Short task: From the listing below, copy word for word every line starting at the one that includes "Clone this screenshot" and ending at the one that includes "const links: string[]"; the pictures are omitted.

Stored records:

(begin)

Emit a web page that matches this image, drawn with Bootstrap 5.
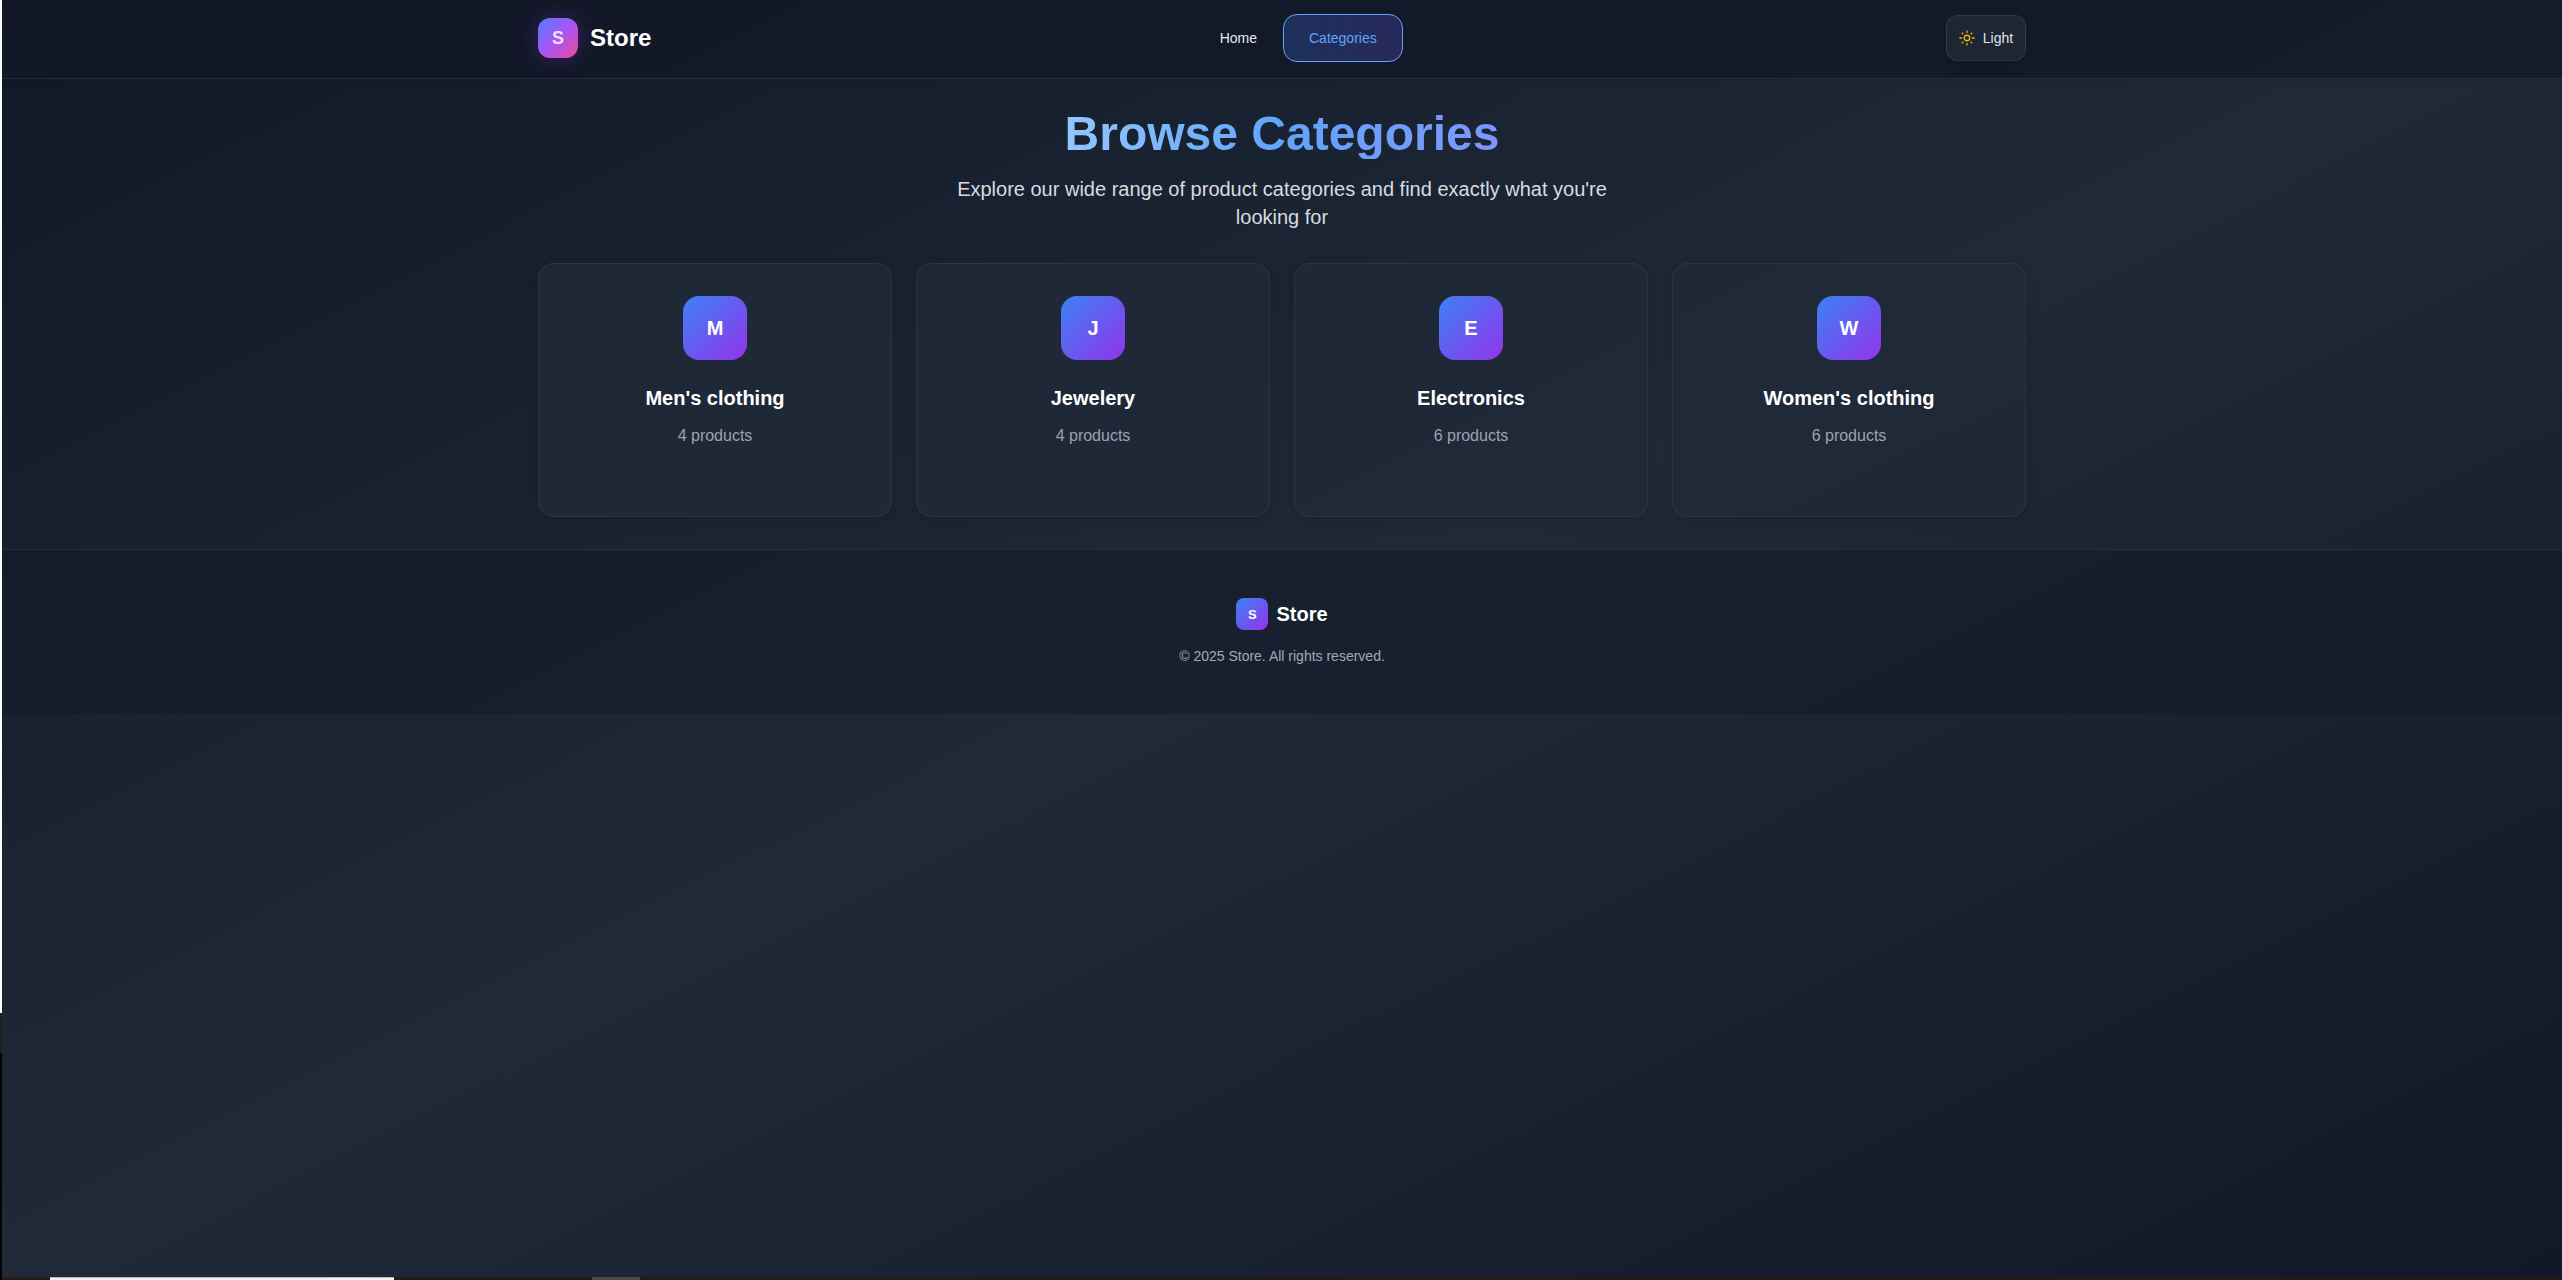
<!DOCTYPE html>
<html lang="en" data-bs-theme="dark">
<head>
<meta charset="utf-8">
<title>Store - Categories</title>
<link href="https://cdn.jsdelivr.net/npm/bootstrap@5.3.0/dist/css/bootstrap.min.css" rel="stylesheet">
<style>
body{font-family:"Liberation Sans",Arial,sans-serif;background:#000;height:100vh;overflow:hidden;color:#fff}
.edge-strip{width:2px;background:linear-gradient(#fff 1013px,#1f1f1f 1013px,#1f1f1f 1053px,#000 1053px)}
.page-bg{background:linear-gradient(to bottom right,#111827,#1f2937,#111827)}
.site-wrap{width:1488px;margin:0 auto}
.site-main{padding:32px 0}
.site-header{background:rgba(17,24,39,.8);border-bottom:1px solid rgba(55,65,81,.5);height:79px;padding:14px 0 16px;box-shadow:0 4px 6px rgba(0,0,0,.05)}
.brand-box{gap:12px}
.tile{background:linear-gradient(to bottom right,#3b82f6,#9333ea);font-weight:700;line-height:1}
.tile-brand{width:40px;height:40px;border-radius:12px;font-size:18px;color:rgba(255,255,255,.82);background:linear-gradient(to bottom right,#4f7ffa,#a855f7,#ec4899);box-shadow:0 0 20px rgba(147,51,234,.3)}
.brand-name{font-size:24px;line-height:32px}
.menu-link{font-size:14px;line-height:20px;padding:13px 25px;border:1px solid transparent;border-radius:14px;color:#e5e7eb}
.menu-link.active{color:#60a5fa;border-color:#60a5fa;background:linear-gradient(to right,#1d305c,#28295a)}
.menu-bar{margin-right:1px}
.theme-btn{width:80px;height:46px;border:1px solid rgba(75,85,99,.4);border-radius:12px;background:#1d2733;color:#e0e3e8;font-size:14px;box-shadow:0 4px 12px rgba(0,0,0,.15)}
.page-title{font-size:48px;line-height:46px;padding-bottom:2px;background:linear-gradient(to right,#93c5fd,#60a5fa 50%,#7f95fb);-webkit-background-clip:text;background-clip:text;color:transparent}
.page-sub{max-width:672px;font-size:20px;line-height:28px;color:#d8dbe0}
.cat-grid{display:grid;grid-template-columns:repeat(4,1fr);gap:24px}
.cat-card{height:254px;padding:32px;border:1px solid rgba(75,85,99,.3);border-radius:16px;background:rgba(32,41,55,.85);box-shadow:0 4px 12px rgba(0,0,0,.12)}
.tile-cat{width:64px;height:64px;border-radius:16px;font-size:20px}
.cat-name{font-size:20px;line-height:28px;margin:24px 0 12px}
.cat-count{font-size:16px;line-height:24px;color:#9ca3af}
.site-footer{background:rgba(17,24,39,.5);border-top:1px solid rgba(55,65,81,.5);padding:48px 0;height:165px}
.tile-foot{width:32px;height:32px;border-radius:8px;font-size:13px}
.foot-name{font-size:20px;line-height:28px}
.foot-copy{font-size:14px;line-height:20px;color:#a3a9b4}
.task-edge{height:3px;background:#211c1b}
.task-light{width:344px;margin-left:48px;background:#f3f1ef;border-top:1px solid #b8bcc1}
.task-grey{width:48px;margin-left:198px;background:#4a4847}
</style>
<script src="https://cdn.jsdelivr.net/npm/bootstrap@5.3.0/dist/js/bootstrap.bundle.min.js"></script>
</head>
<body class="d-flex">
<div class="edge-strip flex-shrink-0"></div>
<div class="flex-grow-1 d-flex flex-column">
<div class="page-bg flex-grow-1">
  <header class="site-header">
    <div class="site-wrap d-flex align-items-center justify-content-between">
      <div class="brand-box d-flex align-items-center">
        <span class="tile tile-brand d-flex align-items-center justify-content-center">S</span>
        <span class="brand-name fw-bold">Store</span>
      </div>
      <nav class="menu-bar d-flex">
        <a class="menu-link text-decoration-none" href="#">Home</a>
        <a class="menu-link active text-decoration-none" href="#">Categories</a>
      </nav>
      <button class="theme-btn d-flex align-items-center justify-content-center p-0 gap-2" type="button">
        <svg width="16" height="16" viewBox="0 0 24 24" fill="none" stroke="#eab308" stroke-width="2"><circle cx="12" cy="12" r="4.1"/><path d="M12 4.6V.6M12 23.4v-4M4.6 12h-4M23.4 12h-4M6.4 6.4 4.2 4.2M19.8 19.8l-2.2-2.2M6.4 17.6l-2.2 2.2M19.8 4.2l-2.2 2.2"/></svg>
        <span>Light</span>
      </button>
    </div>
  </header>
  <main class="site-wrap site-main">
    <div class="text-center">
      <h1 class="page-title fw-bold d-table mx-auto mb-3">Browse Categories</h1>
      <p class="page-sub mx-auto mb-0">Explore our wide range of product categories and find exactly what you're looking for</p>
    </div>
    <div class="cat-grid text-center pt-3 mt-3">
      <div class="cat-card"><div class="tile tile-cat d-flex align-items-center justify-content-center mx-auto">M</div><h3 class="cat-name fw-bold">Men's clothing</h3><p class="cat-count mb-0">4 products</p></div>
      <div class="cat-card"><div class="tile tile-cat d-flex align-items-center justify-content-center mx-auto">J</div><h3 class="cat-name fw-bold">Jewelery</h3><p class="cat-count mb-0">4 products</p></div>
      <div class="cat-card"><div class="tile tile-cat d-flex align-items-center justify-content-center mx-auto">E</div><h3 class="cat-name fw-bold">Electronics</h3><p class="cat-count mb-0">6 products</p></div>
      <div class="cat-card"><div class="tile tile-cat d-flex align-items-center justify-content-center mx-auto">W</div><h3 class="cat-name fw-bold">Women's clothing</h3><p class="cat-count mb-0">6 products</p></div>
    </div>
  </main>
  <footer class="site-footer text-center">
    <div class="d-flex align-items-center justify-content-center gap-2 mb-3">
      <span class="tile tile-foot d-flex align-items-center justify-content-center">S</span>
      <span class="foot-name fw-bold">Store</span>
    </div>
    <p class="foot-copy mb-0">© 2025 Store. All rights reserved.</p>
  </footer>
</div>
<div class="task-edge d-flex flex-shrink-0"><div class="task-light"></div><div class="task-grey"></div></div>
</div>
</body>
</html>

(end)
(begin)

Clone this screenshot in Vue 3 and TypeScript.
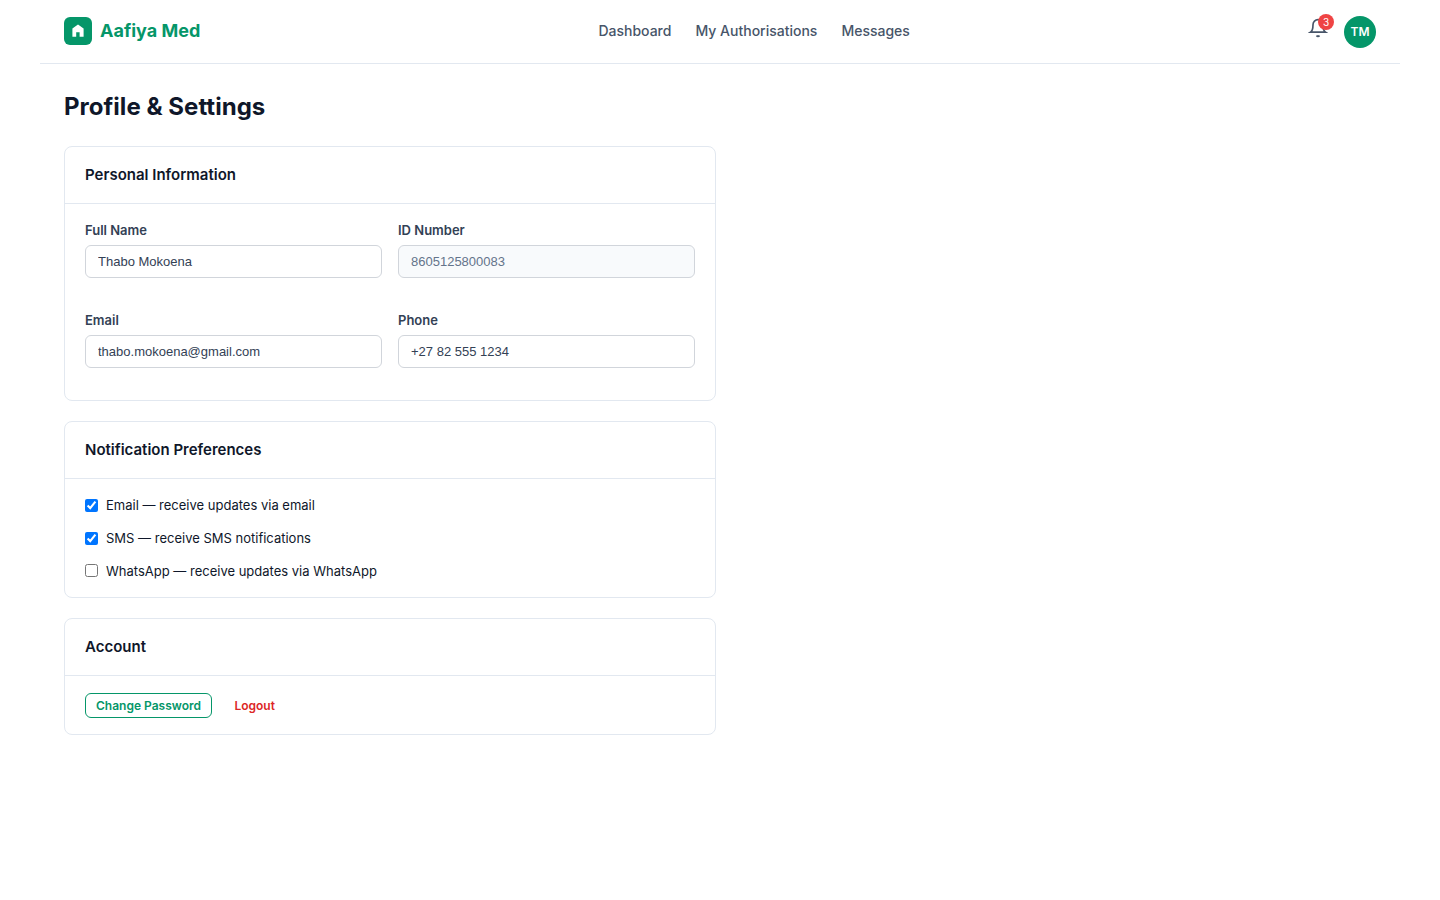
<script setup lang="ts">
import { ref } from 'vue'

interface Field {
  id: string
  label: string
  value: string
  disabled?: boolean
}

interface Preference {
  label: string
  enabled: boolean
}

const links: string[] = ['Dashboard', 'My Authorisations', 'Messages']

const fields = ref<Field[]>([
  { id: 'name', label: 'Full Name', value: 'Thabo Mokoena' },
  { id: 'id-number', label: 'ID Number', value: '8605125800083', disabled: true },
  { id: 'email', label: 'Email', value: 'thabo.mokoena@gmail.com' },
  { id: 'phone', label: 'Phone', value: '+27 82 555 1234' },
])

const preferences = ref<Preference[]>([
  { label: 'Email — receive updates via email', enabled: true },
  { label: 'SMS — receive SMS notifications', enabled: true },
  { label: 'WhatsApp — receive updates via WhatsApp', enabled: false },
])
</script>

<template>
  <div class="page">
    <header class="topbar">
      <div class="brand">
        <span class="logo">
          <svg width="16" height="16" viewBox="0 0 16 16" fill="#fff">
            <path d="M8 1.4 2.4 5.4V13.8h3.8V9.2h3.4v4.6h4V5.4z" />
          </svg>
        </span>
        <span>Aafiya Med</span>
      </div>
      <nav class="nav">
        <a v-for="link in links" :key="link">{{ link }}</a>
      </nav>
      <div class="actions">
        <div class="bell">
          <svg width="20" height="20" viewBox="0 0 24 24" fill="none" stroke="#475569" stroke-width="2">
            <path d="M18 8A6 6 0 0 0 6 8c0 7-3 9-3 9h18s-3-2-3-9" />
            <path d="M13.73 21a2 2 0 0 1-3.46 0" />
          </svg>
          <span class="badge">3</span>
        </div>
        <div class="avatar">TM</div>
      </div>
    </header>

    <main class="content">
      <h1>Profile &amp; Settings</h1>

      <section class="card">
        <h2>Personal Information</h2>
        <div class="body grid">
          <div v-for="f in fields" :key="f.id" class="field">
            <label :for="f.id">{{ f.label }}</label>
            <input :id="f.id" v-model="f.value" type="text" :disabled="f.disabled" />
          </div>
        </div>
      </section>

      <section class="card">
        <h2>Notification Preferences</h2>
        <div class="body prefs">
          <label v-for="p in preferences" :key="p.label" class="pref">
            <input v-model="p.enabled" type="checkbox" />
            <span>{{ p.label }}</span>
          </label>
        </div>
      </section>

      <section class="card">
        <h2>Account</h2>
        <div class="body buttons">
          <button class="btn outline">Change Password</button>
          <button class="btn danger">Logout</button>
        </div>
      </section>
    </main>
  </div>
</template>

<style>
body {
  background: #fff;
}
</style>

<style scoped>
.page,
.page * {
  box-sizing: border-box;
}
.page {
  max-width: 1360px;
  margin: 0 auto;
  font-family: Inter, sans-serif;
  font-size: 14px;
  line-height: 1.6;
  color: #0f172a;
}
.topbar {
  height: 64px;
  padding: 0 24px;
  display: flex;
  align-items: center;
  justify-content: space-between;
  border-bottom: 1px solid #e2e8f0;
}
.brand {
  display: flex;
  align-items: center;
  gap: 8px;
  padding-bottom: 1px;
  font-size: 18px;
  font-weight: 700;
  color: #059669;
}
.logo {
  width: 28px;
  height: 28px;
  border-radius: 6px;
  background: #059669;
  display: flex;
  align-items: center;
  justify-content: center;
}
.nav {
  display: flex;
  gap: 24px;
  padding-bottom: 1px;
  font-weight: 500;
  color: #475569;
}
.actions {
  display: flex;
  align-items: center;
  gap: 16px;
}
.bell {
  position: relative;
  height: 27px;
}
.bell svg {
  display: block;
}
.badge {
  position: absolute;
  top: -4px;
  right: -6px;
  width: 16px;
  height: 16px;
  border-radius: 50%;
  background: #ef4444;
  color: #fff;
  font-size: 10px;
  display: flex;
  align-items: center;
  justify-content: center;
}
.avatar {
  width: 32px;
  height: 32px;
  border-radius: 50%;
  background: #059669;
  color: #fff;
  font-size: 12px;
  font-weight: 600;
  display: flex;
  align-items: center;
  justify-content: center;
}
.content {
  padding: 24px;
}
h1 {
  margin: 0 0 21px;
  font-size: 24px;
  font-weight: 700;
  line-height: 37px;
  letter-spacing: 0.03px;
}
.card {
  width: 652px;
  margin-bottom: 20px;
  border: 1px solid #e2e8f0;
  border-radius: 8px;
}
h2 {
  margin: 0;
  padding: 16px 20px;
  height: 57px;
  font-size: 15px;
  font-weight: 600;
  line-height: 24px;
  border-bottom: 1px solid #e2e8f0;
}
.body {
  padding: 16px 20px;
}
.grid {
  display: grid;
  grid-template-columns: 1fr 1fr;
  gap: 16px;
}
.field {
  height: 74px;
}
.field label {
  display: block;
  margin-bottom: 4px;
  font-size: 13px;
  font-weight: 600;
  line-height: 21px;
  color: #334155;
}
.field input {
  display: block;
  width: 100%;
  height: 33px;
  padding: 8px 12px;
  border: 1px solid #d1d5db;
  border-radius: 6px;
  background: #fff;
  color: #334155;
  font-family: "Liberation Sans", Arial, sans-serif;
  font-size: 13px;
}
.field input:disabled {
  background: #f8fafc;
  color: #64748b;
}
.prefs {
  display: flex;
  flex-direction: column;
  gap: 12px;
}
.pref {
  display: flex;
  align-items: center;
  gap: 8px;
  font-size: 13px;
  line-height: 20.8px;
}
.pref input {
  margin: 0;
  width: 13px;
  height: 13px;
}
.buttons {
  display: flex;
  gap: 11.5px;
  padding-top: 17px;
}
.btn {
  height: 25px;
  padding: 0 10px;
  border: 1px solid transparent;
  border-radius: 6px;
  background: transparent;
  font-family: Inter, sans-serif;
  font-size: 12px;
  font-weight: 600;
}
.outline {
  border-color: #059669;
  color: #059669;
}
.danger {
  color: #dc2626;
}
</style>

(end)

Solution for this exercise:
Clone this screenshot in Vue 3 and TypeScript.
<script setup lang="ts">
import { ref } from 'vue'

interface Field {
  id: string
  label: string
  value: string
  disabled?: boolean
}

interface Preference {
  label: string
  enabled: boolean
}

const links: string[] = ['Dashboard', 'My Authorisations', 'Messages']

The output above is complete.